Source: Tuscaloosa Thread
July 12, 2021
Picture this: you’re driving in the Alabama heat with your two-month-old child. It’s late; you’re tired, and you’re ready to get back home when you have the sinking realization that you car is about to run out of gas.
Local resident Lacy Brown found herself in this exact situation.
The young mother was driving along County Road 99 near Brookwood with her two-month-old sitting in the back. Her car slowed to a stop when she realized that her car was out of gas and she had no way to call for help, as he phone was out of service.
At least 20 cars passed by her, and no one slowed down to offer her assistance. Brown said she’d lost hope until she was approached by a car full of United Mine Workers of America (UMWA) miners on their way home from the picket line.
Brown’s car had not stopped too far from the Warrior Met Coal plant where hundreds of miners are still on strike alleging unfair labor practices.
The miners drove into town to get a can of gas and returned to fill Brown’s tank. She said she offered them money for their help, but they all refused.
Brown took to social media Thursday to express her gratitude toward her good Samaritans. She said she didn’t know any of the miners that stopped to help.

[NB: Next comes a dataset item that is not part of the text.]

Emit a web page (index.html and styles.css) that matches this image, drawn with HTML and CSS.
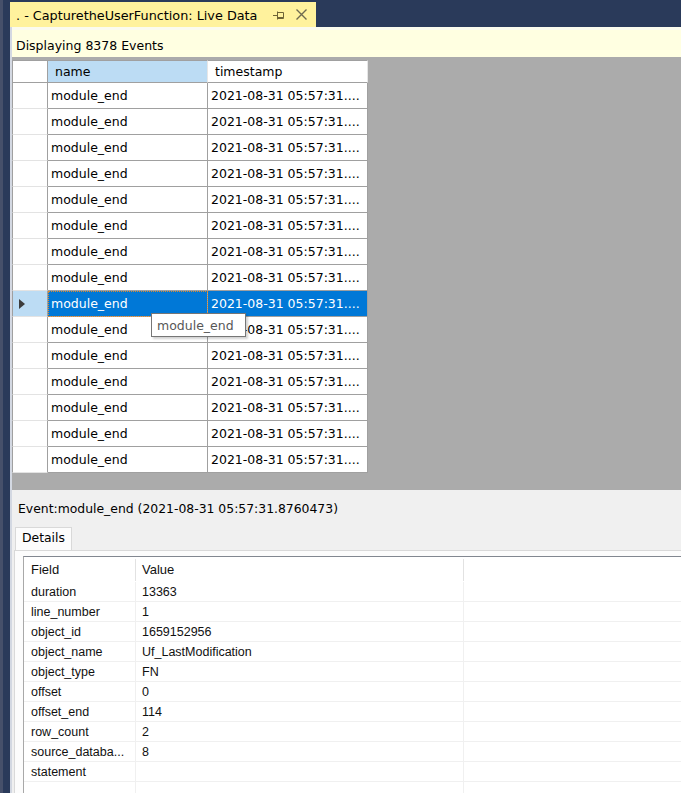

“I’m tired of the name calling and shaming of these men,” Brown said in a Facebook post. “They are good folks that just want to be treated and compensated fairly at their dangerous job. Don’t judge a book by it’s cover and/or go off other people’s opinions.”
Over 1,100 miners at Warrior Met began a strike on April 1 of this year, and there is no sign of an end anytime soon. Warrior Met Coal has offered contract changes to the miners; however, no agreement has been met. The miners have also faced alleged vehicular assault by non-union workers while at the picket line.